The Baftas were interesting rather than completely gratifying (see full listing here). Misfits was up for more awards than any other show, but gained only one - Lauren Socha for best supporting actress. I am very pleased to see her get this award - she seems a lovely person, and her character is a strong sensitive working class woman. It's ironic that Misfits missed out, because this season was better than season 1, but with the quality of the competition the major awards could not have gone two years in a row to a minority-audience comedy SF show. My other major TV obsession of this year - Forbrydelsen - received the International award. The success of this program in Britain is an example of the discerning audience leading opinion, rather than being led by the TV studios. The show was bought for next to nothing by the BBC, and screened on BBC4 in the Wallander slot, almost as a fill-in. It surprised everyone. I am once again impressed that AMC in America spotted it, and rapidly produced a decent US version, which is currently two-thirds of the way through.

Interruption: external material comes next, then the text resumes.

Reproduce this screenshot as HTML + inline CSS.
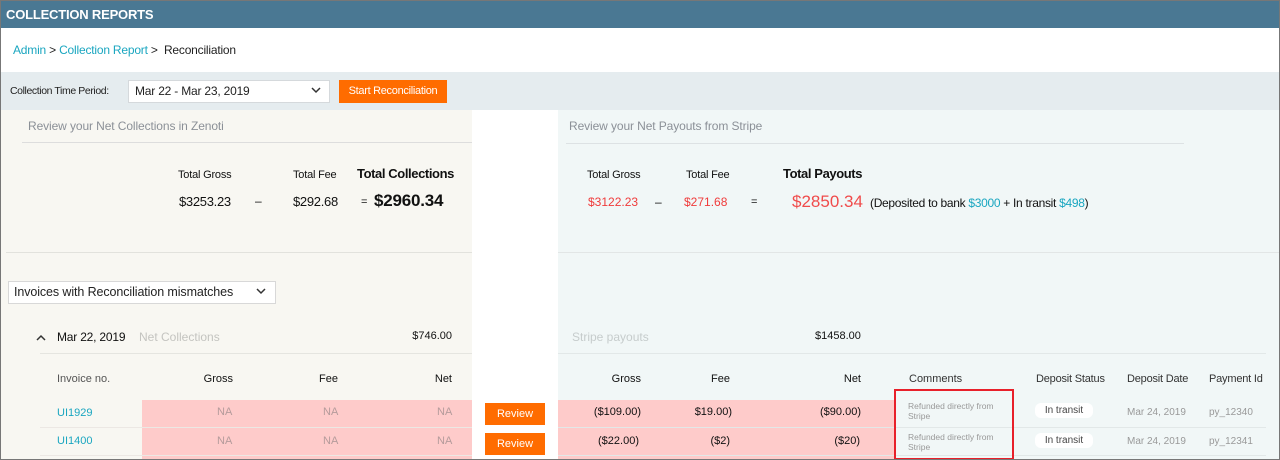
<!DOCTYPE html>
<html><head><meta charset="utf-8"><style>
*{margin:0;padding:0;box-sizing:border-box}
body{width:1280px;height:460px;overflow:hidden;font-family:"Liberation Sans",sans-serif;background:#fff;position:relative;color:#111}
.a{position:absolute;white-space:nowrap}
.r{text-align:right}
</style></head><body>
<div class="a" style="left:0;top:0;width:1280px;height:460px;border:1px solid #777;z-index:10;pointer-events:none"></div>
<div class="a" style="left:0;top:0;width:1280px;height:28px;background:#4a7893"></div>
<div class="a" style="left:6px;top:7px;color:#fff;font-size:13px;font-weight:bold;letter-spacing:-0.2px">COLLECTION REPORTS</div>
<div class="a" style="left:13px;top:43px;font-size:12px;color:#222;letter-spacing:-0.2px"><span style="color:#1aa6c0">Admin</span> &gt; <span style="color:#1aa6c0">Collection Report</span> &gt;&nbsp; Reconciliation</div>
<div class="a" style="left:0;top:72px;width:1280px;height:38px;background:#e5ecef"></div>
<div class="a" style="left:10px;top:85px;font-size:10.5px;color:#222;letter-spacing:-0.4px">Collection Time Period:</div>
<div class="a" style="left:128px;top:80px;width:202px;height:23px;background:#fff;border:1px solid #d5d9dc"></div>
<div class="a" style="left:135px;top:84px;font-size:12px;color:#222;letter-spacing:-0.2px">Mar 22 - Mar 23, 2019</div>
<svg class="a" style="left:311px;top:87px" width="10" height="7"><path d="M1 1l4 4 4-4" stroke="#333" stroke-width="1.5" fill="none"/></svg>
<div class="a" style="left:339px;top:80px;width:108px;height:23px;background:#ff6c00;color:#fff;font-size:11px;text-align:center;line-height:23px;letter-spacing:-0.3px">Start Reconciliation</div>
<div class="a" style="left:0;top:110px;width:472px;height:350px;background:#f8f7f2"></div>
<div class="a" style="left:558px;top:110px;width:722px;height:350px;background:#f1f7f7"></div>
<div class="a" style="left:28px;top:119px;font-size:12px;color:#8b9097;letter-spacing:-0.1px">Review your Net Collections in Zenoti</div>
<div class="a" style="left:22px;top:142px;width:450px;height:1px;background:#ddd"></div>
<div class="a" style="left:569px;top:119px;font-size:12px;color:#8b9097;letter-spacing:-0.1px">Review your Net Payouts from Stripe</div>
<div class="a" style="left:566px;top:143px;width:618px;height:1px;background:#dde2e4"></div>
<div class="a" style="left:178px;top:169px;font-size:11px;letter-spacing:-0.2px">Total Gross</div>
<div class="a" style="left:293px;top:169px;font-size:11px;letter-spacing:-0.2px">Total Fee</div>
<div class="a" style="left:357px;top:166px;font-size:13px;font-weight:bold;letter-spacing:-0.4px">Total Collections</div>
<div class="a" style="left:179px;top:194px;font-size:13px;letter-spacing:-0.3px">$3253.23</div>
<div class="a" style="left:255px;top:194px;font-size:12px">–</div>
<div class="a" style="left:293px;top:194px;font-size:13px;letter-spacing:-0.3px">$292.68</div>
<div class="a" style="left:361px;top:196px;font-size:11px">=</div>
<div class="a" style="left:374px;top:191px;font-size:17px;font-weight:bold;letter-spacing:-0.2px">$2960.34</div>
<div class="a" style="left:587px;top:169px;font-size:11px;letter-spacing:-0.2px">Total Gross</div>
<div class="a" style="left:686px;top:169px;font-size:11px;letter-spacing:-0.2px">Total Fee</div>
<div class="a" style="left:783px;top:166px;font-size:13px;font-weight:bold;letter-spacing:-0.4px">Total Payouts</div>
<div class="a" style="left:588px;top:195px;font-size:12px;color:#f03b3b">$3122.23</div>
<div class="a" style="left:655px;top:195px;font-size:12px">–</div>
<div class="a" style="left:684px;top:195px;font-size:12px;color:#f03b3b">$271.68</div>
<div class="a" style="left:751px;top:196px;font-size:11px">=</div>
<div class="a" style="left:792px;top:192px;font-size:17px;color:#f04b4b">$2850.34</div>
<div class="a" style="left:870px;top:196px;font-size:12px;letter-spacing:-0.3px">(Deposited to bank <span style="color:#1aa6c0">$3000</span> + In transit <span style="color:#1aa6c0">$498</span>)</div>
<div class="a" style="left:6px;top:252px;width:466px;height:1px;background:#e2e2dd"></div>
<div class="a" style="left:558px;top:252px;width:722px;height:1px;background:#e2e6e6"></div>
<div class="a" style="left:8px;top:281px;width:268px;height:23px;background:#fff;border:1px solid #d8d8d8"></div>
<div class="a" style="left:14px;top:285px;font-size:12.5px;color:#222;letter-spacing:-0.1px">Invoices with Reconciliation mismatches</div>
<svg class="a" style="left:256px;top:288px" width="10" height="7"><path d="M1 1l4 4 4-4" stroke="#333" stroke-width="1.5" fill="none"/></svg>
<svg class="a" style="left:36px;top:334px" width="10" height="7"><path d="M1 6l4-4 4 4" stroke="#333" stroke-width="1.5" fill="none"/></svg>
<div class="a" style="left:57px;top:330px;font-size:12px;letter-spacing:-0.2px">Mar 22, 2019</div>
<div class="a" style="left:139px;top:330px;font-size:12px;color:#c4c4c0">Net Collections</div>
<div class="a r" style="left:380px;width:72px;top:330px;font-size:11px">$746.00</div>
<div class="a" style="left:572px;top:330px;font-size:12px;color:#c6cccc">Stripe payouts</div>
<div class="a" style="left:815px;top:330px;font-size:11px">$1458.00</div>
<div class="a" style="left:40px;top:353px;width:432px;height:1px;background:#e5e5e0"></div>
<div class="a" style="left:558px;top:353px;width:708px;height:1px;background:#e2e8e8"></div>
<div class="a" style="left:57px;top:373px;font-size:11px;color:#555">Invoice no.</div>
<div class="a r" style="left:150px;width:83px;top:373px;font-size:11px">Gross</div>
<div class="a r" style="left:250px;width:88px;top:373px;font-size:11px">Fee</div>
<div class="a r" style="left:400px;width:52px;top:373px;font-size:11px">Net</div>
<div class="a r" style="left:560px;width:81px;top:373px;font-size:11px">Gross</div>
<div class="a r" style="left:680px;width:50px;top:373px;font-size:11px">Fee</div>
<div class="a r" style="left:800px;width:61px;top:373px;font-size:11px">Net</div>
<div class="a" style="left:909px;top:373px;font-size:11px;color:#333">Comments</div>
<div class="a" style="left:1036px;top:373px;font-size:11px;color:#333;letter-spacing:-0.2px">Deposit Status</div>
<div class="a" style="left:1127px;top:373px;font-size:11px;color:#333;letter-spacing:-0.2px">Deposit Date</div>
<div class="a" style="left:1209px;top:373px;font-size:11px;color:#333;letter-spacing:-0.2px">Payment Id</div>
<div class="a" style="left:142px;top:400px;width:330px;height:60px;background:#fecbca"></div>
<div class="a" style="left:558px;top:400px;width:336px;height:60px;background:#fecbca"></div>
<div class="a" style="left:40px;top:427px;width:432px;height:1px;background:#ece8e4"></div>
<div class="a" style="left:558px;top:427px;width:708px;height:1px;background:#e2e8e8"></div>
<div class="a" style="left:40px;top:455px;width:432px;height:1px;background:#ece8e4"></div>
<div class="a" style="left:558px;top:455px;width:708px;height:1px;background:#e2e8e8"></div>
<div class="a" style="left:57px;top:407px;font-size:11px;color:#1aa6c0">UI1929</div>
<div class="a" style="left:57px;top:435px;font-size:11px;color:#1aa6c0">UI1400</div>
<div class="a" style="left:217px;top:406px;font-size:11px;color:#b59b9b">NA</div>
<div class="a" style="left:323px;top:406px;font-size:11px;color:#b59b9b">NA</div>
<div class="a" style="left:437px;top:406px;font-size:11px;color:#b59b9b">NA</div>
<div class="a" style="left:217px;top:435px;font-size:11px;color:#b59b9b">NA</div>
<div class="a" style="left:323px;top:435px;font-size:11px;color:#b59b9b">NA</div>
<div class="a" style="left:437px;top:435px;font-size:11px;color:#b59b9b">NA</div>
<div class="a" style="left:485px;top:403px;width:60px;height:22px;background:#ff6c00;color:#fff;font-size:11px;text-align:center;line-height:22px">Review</div>
<div class="a" style="left:485px;top:433px;width:60px;height:22px;background:#ff6c00;color:#fff;font-size:11px;text-align:center;line-height:22px">Review</div>
<div class="a r" style="left:560px;width:81px;top:406px;font-size:11px">($109.00)</div>
<div class="a r" style="left:660px;width:72px;top:406px;font-size:11px">$19.00)</div>
<div class="a r" style="left:780px;width:81px;top:406px;font-size:11px">($90.00)</div>
<div class="a r" style="left:560px;width:79px;top:435px;font-size:11px">($22.00)</div>
<div class="a r" style="left:660px;width:70px;top:435px;font-size:11px">($2)</div>
<div class="a r" style="left:780px;width:80px;top:435px;font-size:11px">($20)</div>
<div class="a" style="left:908px;top:401px;font-size:8.5px;color:#999;line-height:10px">Refunded directly from<br>Stripe</div>
<div class="a" style="left:908px;top:432px;font-size:8.5px;color:#999;line-height:10px">Refunded directly from<br>Stripe</div>
<div class="a" style="left:894px;top:389px;width:120px;height:71px;border:2px solid #e8202a"></div>
<div class="a" style="left:1035px;top:403px;width:58px;height:15px;background:#fff;border-radius:6px;font-size:10px;text-align:center;line-height:15px;color:#444">In transit</div>
<div class="a" style="left:1035px;top:433px;width:58px;height:15px;background:#fff;border-radius:6px;font-size:10px;text-align:center;line-height:15px;color:#444">In transit</div>
<div class="a" style="left:1127px;top:407px;font-size:10px;color:#999">Mar 24, 2019</div>
<div class="a" style="left:1127px;top:436px;font-size:10px;color:#999">Mar 24, 2019</div>
<div class="a" style="left:1209px;top:407px;font-size:10px;color:#999">py_12340</div>
<div class="a" style="left:1209px;top:436px;font-size:10px;color:#999">py_12341</div>
</body></html>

Sherlock won best drama series, and Martin Freeman won best supporting actor. I feel that Sherlock is still 75% potential, and what you actually see on screen is the framework for a program which is yet to appear. There have been three episodes: the second was pretty bad, and the third was inconsistent. And yet, I do agree with the choice, I think the awards committee is flagging up what they see within the three episodes, not yet fully developed. Also, I believe that this potential will in fact be realised. In contrast to other shows I have been following avidly (Mad Men, Breaking Bad and The Walking Dead for example) I am not worried that the next season of Sherlock will let me down. In fact I believe that the enthusiasm of the audience will encourage and embolden the creators of the show to push themselves to great achievement.
I do have one concern - and it's a general one for TV - which is that TV subtext is a delicate bloom (as Wilde would say of ignorance 'one touch and it is gone'). TV teams get it now, and that's a dangerous knowledge. When ulterior meanings - not just sexual ones of course - arose spontaneously from within shows (in the 'olden days' of TV), that gave these meanings a kind of unforced power. Nowadays TV and film makers sometimes ladle on the subtext in a crude and pandering way. That can spoil the bloom. I believe Sherlock can avoid this pitfall, as Life on Mars did.
There were awards for two TV-nostalgia shows, one-off dramas that I watched and enjoyed, about Morecambe and Wise and Coronation Street. TV shows about TV history seem to be palaces balanced on thin air, but I found both of those to be moving dramas in their own right.
There are some obvious additions to that genre - shows about the history of TV - which we'd like to see - right?